■ OBJECTIVE: Print the listing as it stands, omitting all images.
☆ ☆ ☆
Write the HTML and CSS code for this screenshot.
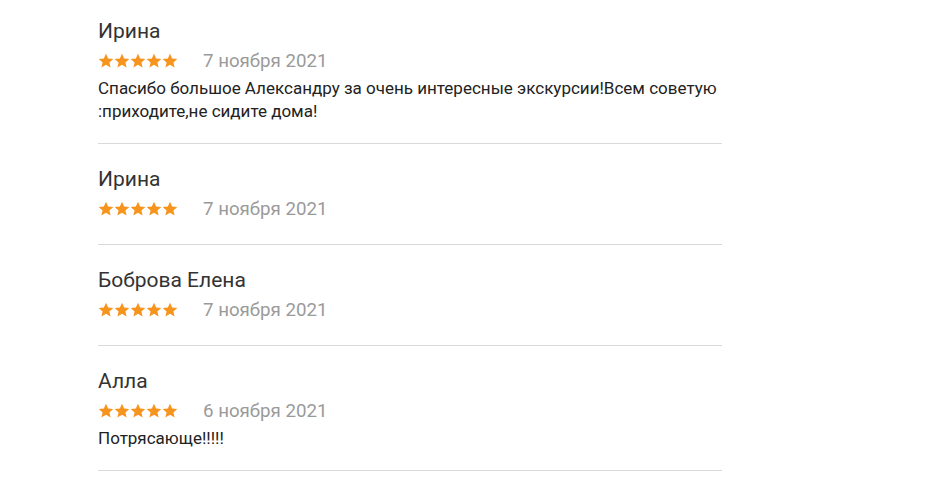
FILE: index.html
```html
<!DOCTYPE html>
<html lang="ru">
<head>
    <meta charset="UTF-8">
    <meta name="viewport" content="width=device-width, initial-scale=1.0">
    <title>Отзывы</title>
    <link rel="stylesheet" href="styles.css">
</head>
<body>
    <svg width="0" height="0" class="defs">
        <defs>
            <symbol id="star" viewBox="0 0 24 24">
                <path d="M12 1.2l3.2 7.1 7.8.7-5.9 5.2 1.8 7.6L12 17.8l-6.9 4 1.8-7.6L1 9l7.8-.7z"/>
            </symbol>
        </defs>
    </svg>
    <main class="reviews">
        <div class="review">
            <div class="review-name">Ирина</div>
            <div class="review-meta">
                <span class="stars">
                    <svg><use href="#star"/></svg><svg><use href="#star"/></svg><svg><use href="#star"/></svg><svg><use href="#star"/></svg><svg><use href="#star"/></svg>
                </span>
                <span class="review-date">7 ноября 2021</span>
            </div>
            <div class="review-text">Спасибо большое Александру за очень интересные экскурсии!Всем советую :приходите,не сидите дома!</div>
        </div>
        <div class="review">
            <div class="review-name">Ирина</div>
            <div class="review-meta">
                <span class="stars">
                    <svg><use href="#star"/></svg><svg><use href="#star"/></svg><svg><use href="#star"/></svg><svg><use href="#star"/></svg><svg><use href="#star"/></svg>
                </span>
                <span class="review-date">7 ноября 2021</span>
            </div>
        </div>
        <div class="review">
            <div class="review-name">Боброва Елена</div>
            <div class="review-meta">
                <span class="stars">
                    <svg><use href="#star"/></svg><svg><use href="#star"/></svg><svg><use href="#star"/></svg><svg><use href="#star"/></svg><svg><use href="#star"/></svg>
                </span>
                <span class="review-date">7 ноября 2021</span>
            </div>
        </div>
        <div class="review">
            <div class="review-name">Алла</div>
            <div class="review-meta">
                <span class="stars">
                    <svg><use href="#star"/></svg><svg><use href="#star"/></svg><svg><use href="#star"/></svg><svg><use href="#star"/></svg><svg><use href="#star"/></svg>
                </span>
                <span class="review-date">6 ноября 2021</span>
            </div>
            <div class="review-text">Потрясающе!!!!!</div>
        </div>
    </main>
</body>
</html>
```

FILE: styles.css
```css
body {
    margin: 0;
    padding: 0;
    background-color: #fff;
    font-family: Roboto, "Noto Sans", sans-serif;
}

.defs {
    position: absolute;
}

.reviews {
    width: 624px;
    margin-left: 98px;
}

.review {
    padding: 20px 0 20px;
    border-bottom: 1px solid #d9d9d9;
}

.review:first-child {
    padding-top: 16px;
}

.review-name {
    font-size: 21px;
    line-height: 30px;
    color: #333;
}

.review-meta {
    display: flex;
    align-items: center;
    height: 30px;
}

.stars {
    display: flex;
    width: 105px;
}

.stars svg {
    width: 16px;
    height: 16px;
    fill: #f7941d;
}

.review-date {
    font-size: 18.7px;
    color: #9a9a9a;
}

.review-text {
    margin-top: 1px;
    font-size: 17px;
    line-height: 23px;
    color: #222;
}
```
☆ ☆ ☆
■ ANSWER TO THE PROBLEM:
Write the HTML and CSS code for this screenshot.
FILE: index.html
```html
<!DOCTYPE html>
<html lang="ru">
<head>
    <meta charset="UTF-8">
    <meta name="viewport" content="width=device-width, initial-scale=1.0">
    <title>Отзывы</title>
    <link rel="stylesheet" href="styles.css">
</head>
<body>
    <svg width="0" height="0" class="defs">
        <defs>
            <symbol id="star" viewBox="0 0 24 24">
                <path d="M12 1.2l3.2 7.1 7.8.7-5.9 5.2 1.8 7.6L12 17.8l-6.9 4 1.8-7.6L1 9l7.8-.7z"/>
            </symbol>
        </defs>
    </svg>
    <main class="reviews">
        <div class="review">
            <div class="review-name">Ирина</div>
            <div class="review-meta">
                <span class="stars">
                    <svg><use href="#star"/></svg><svg><use href="#star"/></svg><svg><use href="#star"/></svg><svg><use href="#star"/></svg><svg><use href="#star"/></svg>
                </span>
                <span class="review-date">7 ноября 2021</span>
            </div>
            <div class="review-text">Спасибо большое Александру за очень интересные экскурсии!Всем советую :приходите,не сидите дома!</div>
        </div>
        <div class="review">
            <div class="review-name">Ирина</div>
            <div class="review-meta">
                <span class="stars">
                    <svg><use href="#star"/></svg><svg><use href="#star"/></svg><svg><use href="#star"/></svg><svg><use href="#star"/></svg><svg><use href="#star"/></svg>
                </span>
                <span class="review-date">7 ноября 2021</span>
            </div>
        </div>
        <div class="review">
            <div class="review-name">Боброва Елена</div>
            <div class="review-meta">
                <span class="stars">
                    <svg><use href="#star"/></svg><svg><use href="#star"/></svg><svg><use href="#star"/></svg><svg><use href="#star"/></svg><svg><use href="#star"/></svg>
                </span>
                <span class="review-date">7 ноября 2021</span>
            </div>
        </div>
        <div class="review">
            <div class="review-name">Алла</div>
            <div class="review-meta">
                <span class="stars">
                    <svg><use href="#star"/></svg><svg><use href="#star"/></svg><svg><use href="#star"/></svg><svg><use href="#star"/></svg><svg><use href="#star"/></svg>
                </span>
                <span class="review-date">6 ноября 2021</span>
            </div>
            <div class="review-text">Потрясающе!!!!!</div>
        </div>
    </main>
</body>
</html>
```

FILE: styles.css
```css
body {
    margin: 0;
    padding: 0;
    background-color: #fff;
    font-family: Roboto, "Noto Sans", sans-serif;
}

.defs {
    position: absolute;
}

.reviews {
    width: 624px;
    margin-left: 98px;
}

.review {
    padding: 20px 0 20px;
    border-bottom: 1px solid #d9d9d9;
}

.review:first-child {
    padding-top: 16px;
}

.review-name {
    font-size: 21px;
    line-height: 30px;
    color: #333;
}

.review-meta {
    display: flex;
    align-items: center;
    height: 30px;
}

.stars {
    display: flex;
    width: 105px;
}

.stars svg {
    width: 16px;
    height: 16px;
    fill: #f7941d;
}

.review-date {
    font-size: 18.7px;
    color: #9a9a9a;
}

.review-text {
    margin-top: 1px;
    font-size: 17px;
    line-height: 23px;
    color: #222;
}
```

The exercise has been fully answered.